The listing below should be printed exactly, every line of it. Skip the pictures.

• [DATA SECTION]

────────────────────

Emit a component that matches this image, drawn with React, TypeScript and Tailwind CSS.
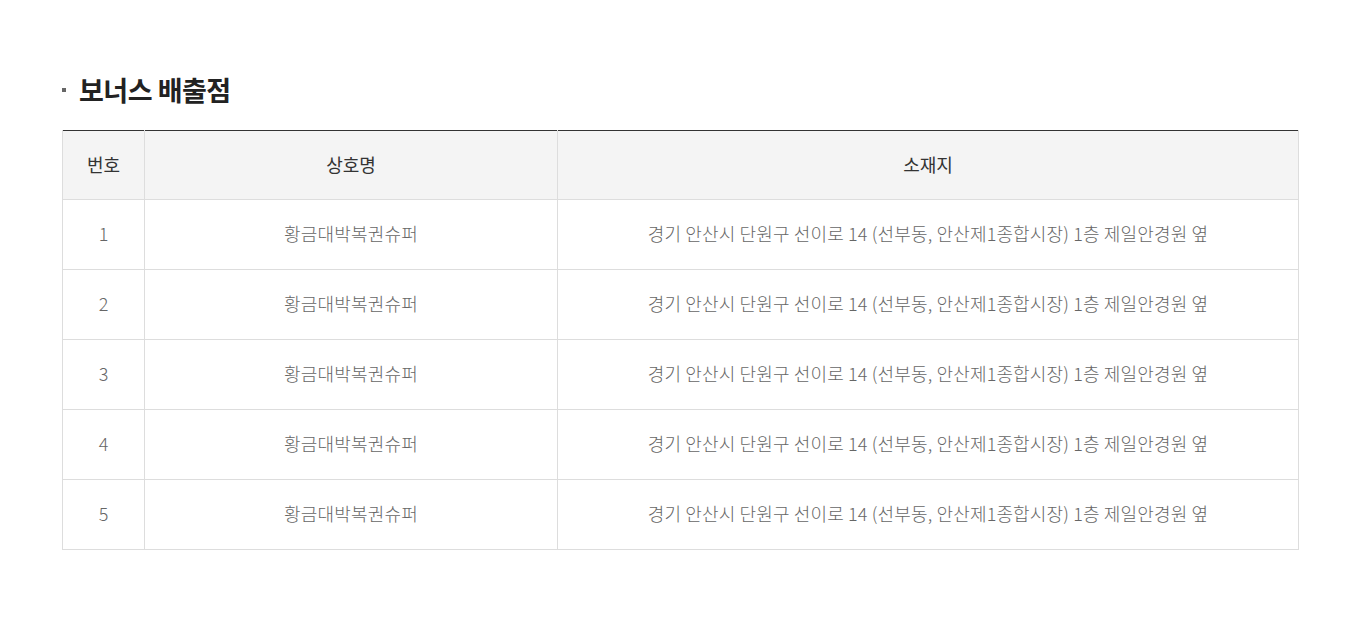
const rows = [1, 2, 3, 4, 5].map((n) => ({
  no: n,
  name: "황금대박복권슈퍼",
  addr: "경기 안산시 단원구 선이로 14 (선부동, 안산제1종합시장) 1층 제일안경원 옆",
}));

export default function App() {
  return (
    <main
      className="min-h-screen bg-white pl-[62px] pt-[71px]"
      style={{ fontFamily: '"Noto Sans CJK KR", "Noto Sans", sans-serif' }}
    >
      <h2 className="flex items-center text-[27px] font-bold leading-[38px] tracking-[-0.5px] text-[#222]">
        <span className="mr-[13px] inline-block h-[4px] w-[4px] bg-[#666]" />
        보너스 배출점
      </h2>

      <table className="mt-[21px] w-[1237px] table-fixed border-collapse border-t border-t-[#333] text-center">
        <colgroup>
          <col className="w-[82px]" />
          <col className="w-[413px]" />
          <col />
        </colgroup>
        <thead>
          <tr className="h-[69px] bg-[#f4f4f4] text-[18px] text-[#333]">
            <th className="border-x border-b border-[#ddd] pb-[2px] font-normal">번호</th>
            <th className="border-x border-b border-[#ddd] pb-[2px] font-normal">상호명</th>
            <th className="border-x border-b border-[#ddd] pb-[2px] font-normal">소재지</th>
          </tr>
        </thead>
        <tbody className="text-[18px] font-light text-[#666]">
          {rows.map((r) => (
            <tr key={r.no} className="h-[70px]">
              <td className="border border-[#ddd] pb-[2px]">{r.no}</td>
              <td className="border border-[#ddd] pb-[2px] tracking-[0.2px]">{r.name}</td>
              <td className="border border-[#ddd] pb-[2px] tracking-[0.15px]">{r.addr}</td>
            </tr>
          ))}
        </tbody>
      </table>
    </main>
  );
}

────────────────────

• [TASK OUTPUT]
Emit a component that matches this image, drawn with React, TypeScript and Tailwind CSS.
const rows = [1, 2, 3, 4, 5].map((n) => ({
  no: n,
  name: "황금대박복권슈퍼",
  addr: "경기 안산시 단원구 선이로 14 (선부동, 안산제1종합시장) 1층 제일안경원 옆",
}));

export default function App() {
  return (
    <main
      className="min-h-screen bg-white pl-[62px] pt-[71px]"
      style={{ fontFamily: '"Noto Sans CJK KR", "Noto Sans", sans-serif' }}
    >
      <h2 className="flex items-center text-[27px] font-bold leading-[38px] tracking-[-0.5px] text-[#222]">
        <span className="mr-[13px] inline-block h-[4px] w-[4px] bg-[#666]" />
        보너스 배출점
      </h2>

      <table className="mt-[21px] w-[1237px] table-fixed border-collapse border-t border-t-[#333] text-center">
        <colgroup>
          <col className="w-[82px]" />
          <col className="w-[413px]" />
          <col />
        </colgroup>
        <thead>
          <tr className="h-[69px] bg-[#f4f4f4] text-[18px] text-[#333]">
            <th className="border-x border-b border-[#ddd] pb-[2px] font-normal">번호</th>
            <th className="border-x border-b border-[#ddd] pb-[2px] font-normal">상호명</th>
            <th className="border-x border-b border-[#ddd] pb-[2px] font-normal">소재지</th>
          </tr>
        </thead>
        <tbody className="text-[18px] font-light text-[#666]">
          {rows.map((r) => (
            <tr key={r.no} className="h-[70px]">
              <td className="border border-[#ddd] pb-[2px]">{r.no}</td>
              <td className="border border-[#ddd] pb-[2px] tracking-[0.2px]">{r.name}</td>
              <td className="border border-[#ddd] pb-[2px] tracking-[0.15px]">{r.addr}</td>
            </tr>
          ))}
        </tbody>
      </table>
    </main>
  );
}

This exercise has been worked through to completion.